Monday, December 24, 2007

Fork It Over

What happens if receive your Frame-Neutral Replacement Fork™ and really like it? This is the story of a customer who recycled his low-trail fork into a new bike designed around that geometry.

I originally built a low-trail replacement fork for Jay’s Rivendell Canti-Romulus, designed with a 60mm offset that produced about 44mm of trail. Soon after receiving this new fork, Jay telephoned to say that he wanted to commission a new frame, incorporating this fork, if possible. He had some fit issues which could be addressed with a made-to-measure frame. He also had a wish list of small details, including a kickstand plate, which would be easy enough to get just right on a custom frame.

No problem. Every frame that I design begins with the fork. There certainly wasn’t anything to prevent Jay’s fork from being recycled, as long as it passed my inspection for damage or misuse.
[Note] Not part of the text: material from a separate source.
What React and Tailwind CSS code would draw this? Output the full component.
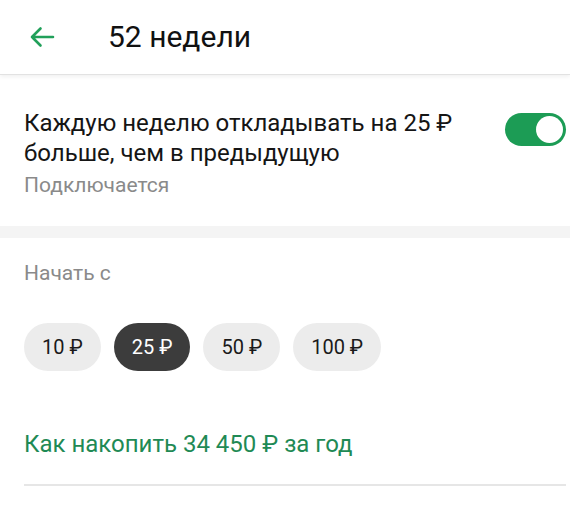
import { useState } from "react";

const amounts = [10, 25, 50, 100];

const App = () => {
  const [enabled, setEnabled] = useState(true);
  const [start, setStart] = useState(25);

  return (
    <div className="min-h-[507px] w-[570px] bg-white font-['Roboto','Noto_Sans',sans-serif] text-[#1a1a1a]">
      {/* Top bar */}
      <div className="flex h-[75px] items-center border-b border-[#e2e2e2] shadow-[0_2px_4px_rgba(0,0,0,0.06)]">
        <button className="ml-[29px] flex h-[26px] w-[26px] items-center justify-center text-[#21a05a]">
          <svg width="26" height="22" viewBox="0 0 26 22" fill="none">
            <path
              d="M24 11H3M11.5 2.5L3 11l8.5 8.5"
              stroke="currentColor"
              strokeWidth="2.6"
              strokeLinecap="round"
              strokeLinejoin="round"
            />
          </svg>
        </button>
        <h1 className="ml-[53px] text-[30px] leading-[32px] text-[#111]">52 недели</h1>
      </div>

      {/* Toggle row */}
      <div className="flex items-start justify-between pl-6 pr-1 pt-[33px] pb-[29px]">
        <div className="w-[460px]">
          <p className="text-[24px] leading-[30px] text-[#151515]">
            Каждую неделю откладывать на 25 ₽ больше, чем в предыдущую
          </p>
          <p className="mt-[5px] text-[21px] leading-[24px] text-[#8a8a8a]">Подключается</p>
        </div>
        <button
          onClick={() => setEnabled(!enabled)}
          className={`mt-[5px] flex h-[33px] w-[61px] items-center rounded-full p-[3px] ${
            enabled ? "justify-end bg-[#1c9c55]" : "justify-start bg-[#c8c8c8]"
          }`}
        >
          <span className="h-[27px] w-[27px] rounded-full bg-white" />
        </button>
      </div>

      <div className="h-[12px] bg-[#f4f4f4]" />

      {/* Start amount */}
      <div className="pl-6 pr-1 pt-[23px]">
        <p className="text-[21px] leading-[24px] text-[#8a8a8a]">Начать с</p>
        <div className="mt-[38px] flex gap-[13px]">
          {amounts.map((a) => (
            <button
              key={a}
              onClick={() => setStart(a)}
              className={`h-[48px] rounded-full px-[18px] text-[20px] leading-[48px] ${
                start === a ? "bg-[#3c3c3c] text-white" : "bg-[#ececec] text-[#1a1a1a]"
              }`}
            >
              {a} ₽
            </button>
          ))}
        </div>

        <a className="mt-[58px] block text-[24px] leading-[30px] text-[#1f8a55]">
          Как накопить 34 450 ₽ за год
        </a>
        <div className="mt-[25px] h-[2px] bg-[#e6e6e6]" />
      </div>
    </div>
  );
};

export default App;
Jay planned to strip the components from his Romulus to use on this new frame, which would be built with cantilever bosses. Before those rear cantilever bosses had been brazed into place, he sent an e-mail saying that he’d unexpectedly sold the Romulus complete, and would be buying all new components. I pointed out that brake technology now was an open option, and asked if he might like to consider using extra long reach (55-73mm) dual-pivot sidepull caliper brakes. Jay already was familiar with the beautiful “Silver” model from Rivendell, and jumped at the chance to use brakes which would match so nicely with the style of bicycle he envisioned.

But wait … doesn’t the fork have cantilever bosses? It sure did, but those were removed with some very careful hand work with files and sandpaper. No additional heating on the fork blades, and no trace that the canti bosses ever were there. Spoiling the fork’s paint wasn’t a concern since the new frameset was going to be painted in a different color.

So there it is, a second life for a Frame-Neutral Replacement Fork™ and a happy customer with a new bicycle designed to fulfill a dream. That, I propose, is why I do this.

And, finally, a few details, starting with that mounting plate for a fancy Pletscher kickstand.

Friday, December 7, 2007

Small Details

This fork started out as a low-trail Frame-Neutral Replacement Fork™ for a Rivendell Rambouillet. As we discussed the customer’s current setup and future plans, the fork’s specification expanded to include some neat custom features.

The customer requested separate under-crown mounting points for both a fender and the new Velo Orange randonneur front rack. This rack, intended to be used with caliper brakes, features a center tang made from a flat strip which attaches underneath the crown. With the limited space available in the open end of the steerer tube, this called for a carefully designed piece to provide two threaded sockets with enough separation to be functional, enough depth-of-thread for a solid connection, and no interference with the brake’s center bolt.

The mounting solution shown above provides a 6mm socket (front) for the rack, and a 5mm socket (rear) for attaching the fender. The spacing between the sockets is maximized, and the socket depth provides 5mm of full contact thread. The bridge that carries the sockets is about 2mm thick, and, with this crown, provides the extra bit of vertical drop required to allow the rack’s tang to pass cleanly beneath the arch of a Tektro R556 caliper brake. With the additional fork length built in to compensate for the added fork offset, all of this stuff underneath the crown won’t interfere with the clearance needed to properly position the fender over a 700Cx30 Grand Bois tire.

The customer will use a generator hub, running the light wire all of the way up the right fork arm, then down the left arm to a low-mounted light. To eliminate that whole unsightly zip-tie and p-clamp scene, this fork received a full set of brazed-on lighting wire guides, along with a dedicated light mount low on the left arm.

Small details like these really clean up the appearance of a bicycle. In doing so, the details themselves tend to disappear from the casual observer. But they’ll always be there, providing a perfect foundation upon which to carry your load, keep you dry and light your way.